For those who have an entire room or a large area to devote to their home gym and want to protect the original flooring, interlocking rubber panels may be the best.

Interlocking rubber flooring comes in different colours and thicknesses. The thicker models of this type of flooring are best for aerobic activities, skipping rope or other exercises that involve high impacts. This option also is suitable for someone who will be lifting heavy weights.

There two downsides to this option. First, it isn't as portable as other options and must be disassembled for a move. The second reason is cost. Typically, interlocking rubber flooring is the most expensive option. Prices per tile can range from £6 to more than £39, as of 2010.


For those who have smaller home gyms or just a few pieces of equipment, mats might be the best option. Mats come in varying sizes, which allows you to base them around a specific area or piece of equipment. There are two main types of mats. The first are standard exercise mats, which are typically seen in gyms being used by a single person. For small or lightweight equipment, these can be a viable option. The second type of mats are made of heavy-duty rubber. They are bigger, more durable and hold onto the surface better than standard exercise mats. The trade-off is that they are more expensive and harder to move.

Carpet tiles

Carpet tiles are a cost-effective means for a home gym flooring. This option is best when you have a concrete floor that you don't mind having permanently covered.

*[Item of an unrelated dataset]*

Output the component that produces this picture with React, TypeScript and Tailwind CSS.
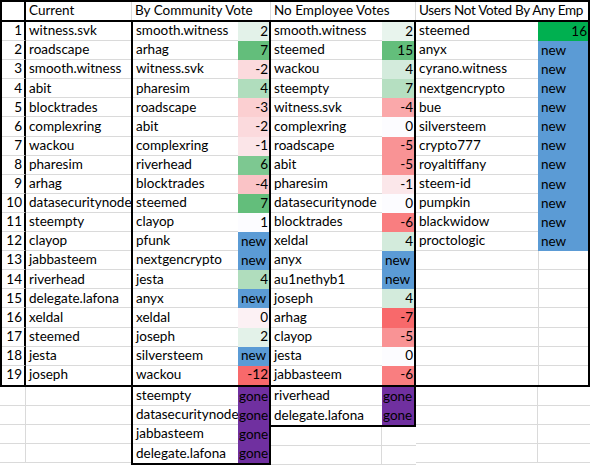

There are several downsides to carpet tiles. First, once the peel-and-stick adhesive has been attached, it is difficult to remove. Another problem has to do with the type of exercise being performed. Since carpet tiles are thin, they are not ideal for high-impact exercises. In these cases, it might be necessary to place a rubber shock absorber between the floor and the carpet tiles. Finally, any drink that is spilt will stain the carpet. With other options, liquids can be easily wiped away.